Comparative Politics
Government
Parliaments
Political Economy
Coalition
Albert Falco-Gimeno
Universitat de Barcelona
Francesc Amat
University of Oxford
Albert Falco-Gimeno
Universitat de Barcelona

Abstract

One of the policies parties are most interested in influencing is income redistribution. The conflict over redistribution is quintessential to the left-right dimension of political competition. Following the logic of a partisan model of politics, there are good reasons to believe that redistribution policy will somehow respond to changes in the distribution of parties' resources and access to policy-making. Yet the question remains whether changes in this policy, holding structural factors constant, are a result of changes in the composition of governments or, rather, it is what occurs in parliament what explains the dynamics of redistribution. There is obviously a correlation between the partisanship of governments and parliaments, yet the fact that the overlap is not perfect others an interesting and exploitable variation. We claim that, in general, parliamentary partisanship (i.e. the distribution of parties' preferences on redistribution and bargaining power) will be a better predictor of the dynamics of redistribution than government partisanship.

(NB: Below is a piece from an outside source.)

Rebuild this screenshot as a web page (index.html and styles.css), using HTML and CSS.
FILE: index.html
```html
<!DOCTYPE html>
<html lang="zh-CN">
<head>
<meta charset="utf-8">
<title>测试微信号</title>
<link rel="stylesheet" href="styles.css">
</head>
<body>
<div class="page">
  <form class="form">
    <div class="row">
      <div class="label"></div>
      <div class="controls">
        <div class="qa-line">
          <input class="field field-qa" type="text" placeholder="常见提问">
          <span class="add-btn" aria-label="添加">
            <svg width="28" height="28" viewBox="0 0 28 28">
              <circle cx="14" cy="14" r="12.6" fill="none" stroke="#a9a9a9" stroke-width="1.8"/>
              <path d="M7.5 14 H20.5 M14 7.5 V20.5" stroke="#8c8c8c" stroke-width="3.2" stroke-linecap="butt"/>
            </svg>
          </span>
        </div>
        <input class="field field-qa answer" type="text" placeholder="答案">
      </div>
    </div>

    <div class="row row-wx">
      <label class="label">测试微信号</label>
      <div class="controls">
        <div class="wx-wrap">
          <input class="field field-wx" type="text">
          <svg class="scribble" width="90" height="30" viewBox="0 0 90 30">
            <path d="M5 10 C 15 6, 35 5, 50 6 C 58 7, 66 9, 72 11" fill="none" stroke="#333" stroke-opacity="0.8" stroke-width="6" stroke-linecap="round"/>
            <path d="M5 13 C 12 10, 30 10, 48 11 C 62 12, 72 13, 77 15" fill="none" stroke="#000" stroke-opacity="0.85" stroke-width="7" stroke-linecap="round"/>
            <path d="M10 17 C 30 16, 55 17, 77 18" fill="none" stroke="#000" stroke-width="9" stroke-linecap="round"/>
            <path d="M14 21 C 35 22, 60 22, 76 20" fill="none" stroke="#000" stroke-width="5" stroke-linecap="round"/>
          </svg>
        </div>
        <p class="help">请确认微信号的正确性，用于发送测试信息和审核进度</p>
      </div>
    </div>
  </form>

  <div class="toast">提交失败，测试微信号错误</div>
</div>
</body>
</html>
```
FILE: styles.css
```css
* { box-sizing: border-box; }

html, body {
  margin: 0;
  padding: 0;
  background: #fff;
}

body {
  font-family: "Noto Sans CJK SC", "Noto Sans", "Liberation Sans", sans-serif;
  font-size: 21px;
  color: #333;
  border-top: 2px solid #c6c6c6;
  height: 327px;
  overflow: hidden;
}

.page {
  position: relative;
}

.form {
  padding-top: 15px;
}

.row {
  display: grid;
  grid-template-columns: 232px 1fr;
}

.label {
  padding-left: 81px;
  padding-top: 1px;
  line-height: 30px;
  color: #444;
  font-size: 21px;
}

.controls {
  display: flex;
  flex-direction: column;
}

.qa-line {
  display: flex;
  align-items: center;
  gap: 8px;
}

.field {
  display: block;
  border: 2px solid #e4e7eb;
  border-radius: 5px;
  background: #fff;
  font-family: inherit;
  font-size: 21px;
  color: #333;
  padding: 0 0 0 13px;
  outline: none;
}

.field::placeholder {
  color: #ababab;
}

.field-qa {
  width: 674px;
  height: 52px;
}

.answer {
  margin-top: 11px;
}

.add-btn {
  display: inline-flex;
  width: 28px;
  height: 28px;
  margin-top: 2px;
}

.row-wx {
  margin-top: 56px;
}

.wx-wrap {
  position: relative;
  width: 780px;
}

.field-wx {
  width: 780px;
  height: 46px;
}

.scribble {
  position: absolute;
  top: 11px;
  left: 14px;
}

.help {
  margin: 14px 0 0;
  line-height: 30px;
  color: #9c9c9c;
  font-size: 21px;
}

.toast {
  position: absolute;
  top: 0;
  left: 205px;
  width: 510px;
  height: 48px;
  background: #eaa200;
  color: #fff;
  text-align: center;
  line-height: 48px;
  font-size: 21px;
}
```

Empirically, we find that the distance between parliamentary and governmental partisanship contributes to explain the remaining variation of redistribution that the latter is unable to explain. Additionally, we find that this effect is conditional on other institutional characteristics such as the particular form of parliamentarism. More concretely, in those parliamentary democracies where an explicit investiture vote at the beginning of the term is needed, the preferences and power of the parties represented in parliament influence redistribution more than where governments do not need to face the investiture debate (where redistribution dynamics more closely respond to changes in government).